The final scene of the first act is set in Gerstein’s Berlin apartment, where he has hidden a Jew named Jacobson. Gerstein and Riccardo will help the Jew escape by providing him with a false passport. The camp Doctor later enters Gerstein’s apartment and expresses his cynical pride that one can exterminate Jews and still be accepted as a Christian. He is intent on challenging all categories of meaning by exterminating innocent people day after day without limit. The scene ends when Father Riccardo tells Gerstein that he will do everything in his power as a true Christian to beg the pope personally to speak out on behalf of Jews, who are being murdered all over Europe.

Act 2 reveals the spectrum of the reaction of Roman Catholic officialdom to the Holocaust. Riccardo tells his own father (who is a trusted counsel to the Holy See) about the extermination of the Jews. The elder Fontana first is incredulous, then tells his son that it would be impolite for the pope to speak out against Germany, for this would violate his policy of neutrality. Riccardo replies that the Deputy of Christ would be derelict in his duty not to take a moral stand before all Christian humanity. The father retorts that his son must be obedient to the Vatican and must respect the interests of the Church. An important cardinal then enters and reminds Riccardo that Nazi Germany is a bulwark against the anti-Christian threat of Soviet Russia. He reproaches Riccardo for his unrealistic idealism, while further suggesting that the Jews have brought their grim fate on themselves.

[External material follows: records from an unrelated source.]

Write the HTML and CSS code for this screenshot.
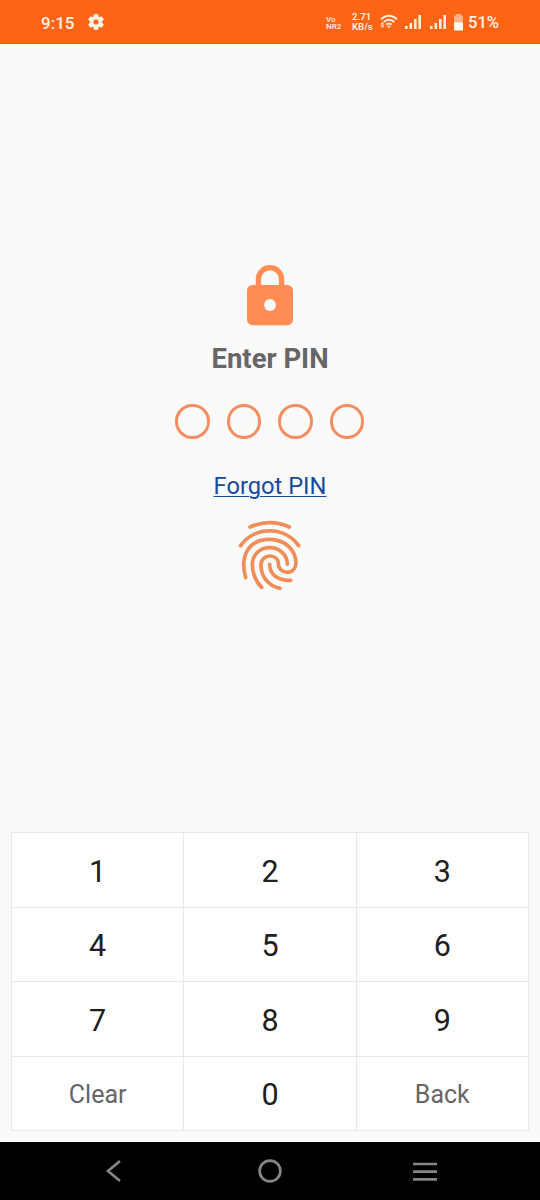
FILE: index.html
```
<!DOCTYPE html>
<html lang="en">
<head>
    <meta charset="UTF-8">
    <meta name="viewport" content="width=device-width, initial-scale=1.0">
    <title>Enter PIN</title>
    <link rel="stylesheet" href="styles.css">
</head>
<body>
    <div class="screen">
        <header class="status-bar">
            <span class="time">9:15</span>
            <svg class="gear" width="16" height="16" viewBox="2 2 20 20">
                <path fill="#fff3e8" stroke="#fff3e8" stroke-width=".8" d="M19.14 12.94c.04-.3.06-.61.06-.94 0-.32-.02-.64-.07-.94l2.03-1.58c.18-.14.23-.41.12-.61l-1.92-3.32c-.12-.22-.37-.29-.59-.22l-2.39.96c-.5-.38-1.03-.7-1.62-.94l-.36-2.54c-.04-.24-.24-.41-.48-.41h-3.84c-.24 0-.43.17-.47.41l-.36 2.54c-.59.24-1.13.57-1.62.94l-2.39-.96c-.22-.08-.47 0-.59.22L2.74 8.87c-.12.21-.08.47.12.61l2.03 1.58c-.05.3-.09.63-.09.94s.02.64.07.94l-2.03 1.58c-.18.14-.23.41-.12.61l1.92 3.32c.12.22.37.29.59.22l2.39-.96c.5.38 1.03.7 1.62.94l.36 2.54c.05.24.24.41.48.41h3.84c.24 0 .44-.17.47-.41l.36-2.54c.59-.24 1.13-.56 1.62-.94l2.39.96c.22.08.47 0 .59-.22l1.92-3.32c.12-.22.07-.47-.12-.61l-2.01-1.58zM12 15.6c-1.98 0-3.6-1.62-3.6-3.6s1.62-3.6 3.6-3.6 3.6 1.62 3.6 3.6-1.62 3.6-3.6 3.6z"/>
            </svg>
            <div class="network">
                <div class="volte"><span>Vo</span><span>NR<small>2</small></span></div>
                <div class="speed"><span>2.71</span><span>KB/s</span></div>
                <svg class="wifi" width="18" height="16" viewBox="0 0 18 16" fill="none" stroke="#ffeede" stroke-width="1.9">
                    <path d="M1 5.2Q9 -1.8 17 5.2"/>
                    <path d="M3.6 8Q9 3.4 14.4 8"/>
                    <path d="M6.2 10.6Q9 8.2 11.8 10.6"/>
                    <path d="M7 11.8h4L9 14.6z" fill="#ffeede" stroke="none"/>
                    <path d="M.2 10.6L2.3 8L4.4 10.6zM.4 11.4h4L2.4 14z" fill="#ffeede" stroke="none"/>
                </svg>
                <svg class="signal" width="17" height="14" viewBox="0 0 17 14" fill="#ffeede">
                    <path d="M0 11h2.6v3H0zM4.5 8h2.6v6H4.5zM9 4h2.6v10H9zM13.4 0H16v14h-2.6z"/>
                </svg>
                <svg class="signal second" width="17" height="14" viewBox="0 0 17 14" fill="#ffeede">
                    <path d="M0 11h2.6v3H0zM4.5 8h2.6v6H4.5zM9 4h2.6v10H9zM13.4 0H16v14h-2.6z"/>
                </svg>
                <svg class="battery" width="9" height="17" viewBox="0 0 9 17">
                    <path fill="#ffb38a" d="M2 0h5v1.5h1.2q.8 0 .8.8V9H0V2.3q0-.8.8-.8H2z"/>
                    <path fill="#fff" d="M0 8.5h9v7.2q0 .8-.8.8H.8q-.8 0-.8-.8z"/>
                </svg>
                <span class="percent">51%</span>
            </div>
        </header>

        <main class="pin">
            <svg class="lock" width="46" height="61" viewBox="0 0 46 61">
                <path d="M11.4 23V14.3a11.6 11.6 0 0 1 23.2 0V23" fill="none" stroke="#ff8d54" stroke-width="5.3"/>
                <rect y="20" width="46" height="40.2" rx="5.5" fill="#ff8d54"/>
                <circle cx="23" cy="40" r="5.9" fill="#fafafa"/>
            </svg>
            <h1>Enter PIN</h1>
            <div class="dots">
                <span></span>
                <span></span>
                <span></span>
                <span></span>
            </div>
            <a class="forgot" href="#">Forgot PIN</a>
            <svg class="fingerprint" width="90" height="90" viewBox="0 0 270 270">
                <path d="M75 51Q134 25 193 51"/>
                <path d="M47 107C88 48 180 48 221 107"/>
                <path d="M62 203C44 138 70 88 134 88C180 88 213 120 213 160C213 175 201 187 187 187C172 187 160 175 160 161C160 147 149 138 134 138C120 138 108 148 108 165C108 200 130 228 165 235"/>
                <path d="M187 163C187 134 163 113 134 113C105 113 82 134 82 163C82 192 93 215 110 232"/>
                <path d="M134 163C134 195 160 213 197 211"/>
            </svg>
        </main>

        <div class="keypad">
            <button>1</button>
            <button>2</button>
            <button>3</button>
            <button>4</button>
            <button>5</button>
            <button>6</button>
            <button>7</button>
            <button>8</button>
            <button>9</button>
            <button class="action">Clear</button>
            <button>0</button>
            <button class="action">Back</button>
        </div>

        <nav class="nav-bar">
            <svg width="26" height="26" viewBox="0 0 26 26"><path d="M18 3L6 13L18 23"/></svg>
            <svg width="26" height="26" viewBox="0 0 26 26"><circle cx="13" cy="13" r="10.4"/></svg>
            <svg width="26" height="26" viewBox="0 0 26 26"><path d="M1 6h24M1 13.6h24M1 21.4h24"/></svg>
        </nav>
    </div>
</body>
</html>
```
FILE: styles.css
```
* {
    box-sizing: border-box;
}
body {
    margin: 0;
    font-family: Roboto, "Liberation Sans", sans-serif;
    background-color: #fafafa;
}
.screen {
    display: flex;
    flex-direction: column;
    width: 540px;
    height: 1200px;
}

.status-bar {
    display: flex;
    align-items: center;
    height: 44px;
    padding: 0 41px;
    background-color: #ff6314;
    color: #fff3e8;
}
.time {
    width: 47px;
    font-size: 17px;
    font-weight: 500;
    padding-top: 1px;
}
.network {
    display: flex;
    align-items: center;
    margin-left: auto;
}
.volte, .speed {
    display: flex;
    flex-direction: column;
}
.volte {
    width: 26px;
    font-size: 8px;
    font-weight: 500;
    line-height: 7px;
    padding-top: 1px;
}
.volte span {
    height: 7px;
}
.volte small {
    font-size: 8px;
    line-height: 1;
}
.speed {
    width: 28px;
    font-size: 9.5px;
    font-weight: 600;
    line-height: 10px;
}
.signal { margin-left: 7px; }
.signal.second { margin-left: 8px; }
.battery { margin-left: 7px; }
.percent {
    margin-left: 5px;
    font-size: 16.5px;
    font-weight: 500;
    padding-top: 1px;
}

.pin {
    display: flex;
    flex-direction: column;
    align-items: center;
    flex: 1;
    padding-top: 221px;
}
.lock { display: block; }
h1 {
    margin: 17px 0 0;
    font-size: 27.5px;
    line-height: 32px;
    font-weight: 700;
    color: #666;
}
.dots {
    display: flex;
    gap: 17px;
    margin: 29px 1px 0 0;
}
.dots span {
    width: 34.5px;
    height: 34.5px;
    border: 3px solid #f68d60;
    border-radius: 50%;
}
.forgot {
    margin-top: 33px;
    font-size: 23.7px;
    line-height: 28px;
    color: #174a9c;
    text-decoration-thickness: 1px;
    text-underline-offset: 2px;
}
.fingerprint {
    margin-top: 10px;
    fill: none;
    stroke: #f18d57;
    stroke-width: 11;
    stroke-linecap: round;
    stroke-linejoin: round;
}

.keypad {
    display: grid;
    grid-template-columns: repeat(3, 1fr);
    grid-template-rows: 74px 73px 74px 73px;
    gap: 1px;
    margin: 0 11px 11px;
    border: 1px solid #e9e9e9;
    background-color: #e9e9e9;
}
.keypad button {
    padding: 2px 0 0;
    border: 0;
    background-color: #fff;
    font-family: inherit;
    font-size: 30.5px;
    color: #202020;
}
.keypad .action {
    font-size: 25px;
    color: #666;
}

.nav-bar {
    display: flex;
    justify-content: space-between;
    align-items: center;
    height: 58px;
    padding: 0 102px;
    background-color: #000;
}
.nav-bar svg {
    fill: none;
    stroke: #858585;
    stroke-width: 2.7;
}
```
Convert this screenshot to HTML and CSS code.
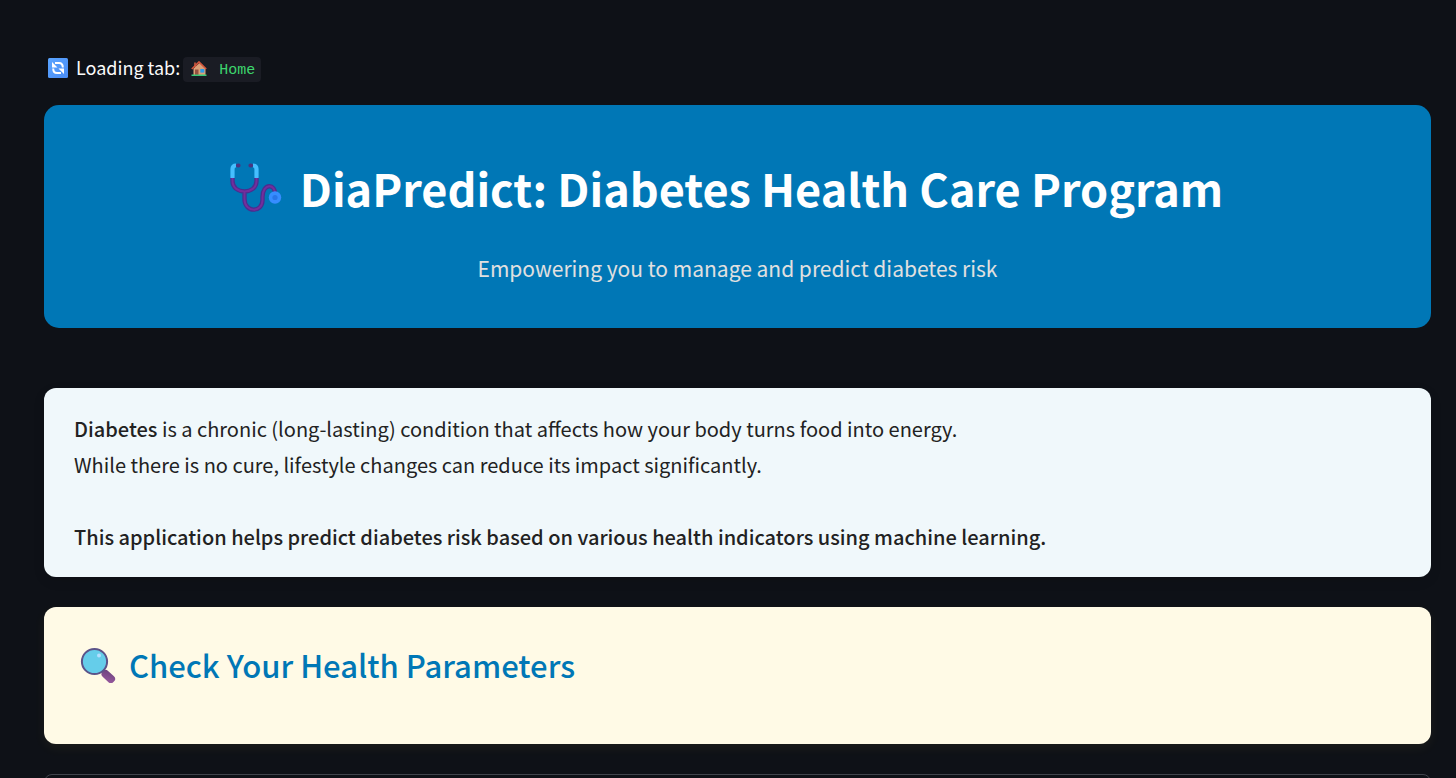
FILE: index.html
```html
<!DOCTYPE html>
<html lang="en">
<head>
<meta charset="utf-8">
<meta name="viewport" content="width=device-width, initial-scale=1">
<title>DiaPredict</title>
<link rel="stylesheet" href="styles.css">
</head>
<body>
<main class="page">
  <p class="status">
    <svg class="status-icon" viewBox="0 0 20 20" aria-hidden="true">
      <defs><linearGradient id="tile" x1="0" y1="0" x2="1" y2="1"><stop offset="0" stop-color="#5aa5ff"/><stop offset="1" stop-color="#4a8cf5"/></linearGradient></defs>
      <rect width="20" height="20" rx="1.5" fill="url(#tile)"/>
      <g fill="none" stroke="#fff" stroke-width="2">
        <path d="M7 5H11C13.500 5 14.800 6.500 14.800 9.500"/>
        <path d="M13 15H9C6.500 15 5.200 13.500 5.200 10.500"/>
      </g>
      <path d="M4 4V9.500H9.500ZM16 16V10.500H10.500Z" fill="#fff"/>
    </svg>
    <span>Loading tab:</span>
    <code class="tab-name">
      <svg class="home-icon" viewBox="0 0 16 16" aria-hidden="true">
        <path d="M3 1.500H5.200V6H3Z" fill="#a9503c"/>
        <path d="M2.500 7.500L8.500 2L14.500 7.500V14H2.500Z" fill="#dba078"/>
        <path d="M0.800 8L8 1L15.200 8" fill="none" stroke="#d3543b" stroke-width="1.700"/>
        <rect x="4" y="8.500" width="3.500" height="5.500" fill="#96503f"/>
        <rect x="9.300" y="8" width="4" height="3.600" fill="#2d9be8"/>
        <rect x="0.500" y="13.500" width="15" height="1.500" fill="#39c878"/>
      </svg>
      <span>Home</span>
    </code>
  </p>

  <header class="hero">
    <h1 class="hero-title">
      <svg class="hero-icon" viewBox="0 0 52 50" aria-hidden="true">
        <g fill="none" stroke-linecap="round">
          <path d="M2.500 15V18C2.500 32 26.500 32 26.500 18V15M14.500 29V36C14.500 50 32.500 50 32.500 37V34C32.500 20 46 20 45 32" stroke="#482f8f" stroke-width="4.400"/>
          <path d="M2.500 15V18C2.500 32 26.500 32 26.500 18V15M14.500 29V36C14.500 50 32.500 50 32.500 37V34C32.500 20 46 20 45 32" stroke="#742e9c" stroke-width="2"/>
          <path d="M2.500 15V6Q2.500 2.500 6 2.500M26.500 15V6Q26.500 2.500 23 2.500" stroke="#45bfff" stroke-width="4.200" stroke-linecap="butt"/>
          <path d="M8 2.500H8.500M20.500 2.500H21" stroke="#4b347f" stroke-width="4.200"/>
        </g>
        <circle cx="45" cy="34.500" r="6.200" fill="#368dff"/>
        <circle cx="45" cy="34.500" r="2.600" fill="#2876e8"/>
      </svg>
      <span>DiaPredict: Diabetes Health Care Program</span>
    </h1>
    <p class="hero-subtitle">Empowering you to manage and predict diabetes risk</p>
  </header>

  <section class="card card-info">
    <p><strong>Diabetes</strong> is a chronic (long-lasting) condition that affects how your body turns food into energy.<br>While there is no cure, lifestyle changes can reduce its impact significantly.</p>
    <p><strong>This application helps predict diabetes risk based on various health indicators using machine learning.</strong></p>
  </section>

  <section class="card card-check">
    <h2 class="check-title">
      <svg class="search-icon" viewBox="0 0 36 36" aria-hidden="true">
        <defs><linearGradient id="grip" x1="0" y1="0" x2="1" y2="1"><stop offset="0" stop-color="#6a427c"/><stop offset="1" stop-color="#9a5aa0"/></linearGradient></defs>
        <path d="M20 21L24 25" stroke="#62517e" stroke-width="3"/>
        <rect x="-3" y="-4" width="15" height="8" rx="3.500" fill="url(#grip)" transform="translate(25 26.500) rotate(43)"/>
        <circle cx="14.500" cy="14.500" r="12.600" fill="#65cdea" stroke="#5b5389" stroke-width="2"/>
        <circle cx="19" cy="8.500" r="2" fill="#b3dfff"/>
      </svg>
      <span>Check Your Health Parameters</span>
    </h2>
  </section>

  <section class="panel" aria-label="Health parameters"></section>
</main>
</body>
</html>
```
FILE: styles.css
```css
* {
  box-sizing: border-box;
}

body {
  margin: 0;
  background: #0e1117;
  color: #fafafa;
  font-family: "Noto Sans CJK SC", "Noto Sans", sans-serif;
}

h1,
h2,
p {
  margin: 0;
}

.page {
  display: flex;
  flex-direction: column;
  height: 100vh;
  overflow: hidden;
  padding: 54px 25px 0 44px;
}

.page > * {
  flex-shrink: 0;
}

.status {
  display: flex;
  align-items: center;
  height: 28px;
  margin-bottom: 23px;
  padding-left: 4px;
  font-size: 18px;
  line-height: 26px;
}

.status > span {
  padding-bottom: 2px;
}

.status-icon {
  width: 20px;
  height: 20px;
  margin-right: 8px;
}

.tab-name {
  display: flex;
  align-items: center;
  gap: 12px;
  height: 25px;
  margin: 2px 0 0 3px;
  padding: 0 6px 0 8px;
  border-radius: 4px;
  background: #1a1c24;
  color: #3dd56d;
  font-family: "Liberation Mono", monospace;
  font-size: 15px;
}

.tab-name span {
  padding-top: 4px;
}

.home-icon {
  width: 16px;
  height: 16px;
}

.hero {
  display: flex;
  flex-direction: column;
  align-items: center;
  gap: 28px;
  padding: 49px 30px 42px;
  border-radius: 15px;
  background: #0077b6;
}

.hero-title {
  display: flex;
  align-items: center;
  gap: 18px;
  padding-right: 22px;
  color: #fff;
  font-size: 45px;
  font-weight: 700;
  line-height: 68px;
}

.hero-icon {
  width: 52px;
  height: 50px;
}

.hero-subtitle {
  color: #e0e0e0;
  font-size: 21px;
  line-height: 36px;
}

.card {
  border-radius: 12px;
}

.card-info {
  display: flex;
  flex-direction: column;
  gap: 36px;
  margin-top: 60px;
  padding: 23px 30px 22px;
  background: #f0f8fb;
  color: #222;
  font-size: 20px;
  line-height: 36px;
  box-shadow: 0 4px 12px rgba(0, 0, 0, 0.1);
}

.card-info strong {
  font-weight: 500;
}

.card-check {
  margin-top: 30px;
  padding: 30px 30px 51px 36px;
  background: #fffae6;
  box-shadow: 0 4px 12px rgba(255, 220, 80, 0.06);
}

.check-title {
  display: flex;
  align-items: center;
  gap: 13px;
  color: #0077b6;
  font-size: 31px;
  font-weight: 500;
  line-height: 56px;
}

.search-icon {
  width: 36px;
  height: 36px;
}

.panel {
  min-height: 120px;
  margin-top: 30px;
  border: 1px solid #41444c;
  border-radius: 8px;
}
```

Act 3 deals with the brutal seizure of the baptized Jews of Rome by the SS. When Father Riccardo expresses his outrage that the Jews are being seized under the very windows of the Vatican, the cardinal replies that the churches and monasteries around Rome have hidden large numbers of Jews. Riccardo holds to his belief that only a public statement from the pope can present a chance of saving the rest of Europe’s Jews from the gas chambers—that only the Deputy of Christ can face down Adolf Hitler, the anti-Christ. The act ends at the headquarters of the Gestapo in Rome. SS officers reveal their sadistic brutality as they round up the Jews of Rome; they also demonstrate their contempt for Christianity.

Suspense builds as the pope finally makes his appearance in a meeting with Father Riccardo. The fourth act is the shortest of the five, for Riccardo’s confrontation with the pope is intense and to the point. The pope is a cold, remote, formal, diplomatic, politically cautious, and calculating figure. He is neutral at best, favorable to Germany at worst, and completely unwilling to take the moral public stand that Fontana urges him to take. In a final gesture of extreme protest, Father Riccardo pins the Jewish Star of David to his cassock in the name of brotherly love and in solidarity with Christ’s blood relatives. The pope is outraged by this gesture.

Act 5 is set in Auschwitz. True to his beliefs, Father Riccardo has chosen to accompany the Jewish victims in a railroad cattle car to Auschwitz. He meets the Doctor, who calls himself the “lord of life and death.” The Doctor expresses extreme satisfaction in conducting “the boldest experiment that mankind has ever seen.” He proclaims that “Auschwitz refutes creator, creation, and the creature” and declares that many of the leaders of the SS came from good Catholic backgrounds. Riccardo is put to work in the crematoria but does not relinquish his Christian faith. When he witnesses the Doctor sadistically driving a woman prisoner mad, Riccardo acts. In a last desperate gesture in which he affirms his faith in man and God, Riccardo tries to shoot the Doctor but is himself mortally wounded by a guard. The play ends as a German document about the pope’s failure to act is read by an unemotional announcer. The spectator is left with a feeling of utter futility as the announcer concludes that the gas chambers continued to do their work until the end of 1944, when the Russians liberated the prisoners of Auschwitz.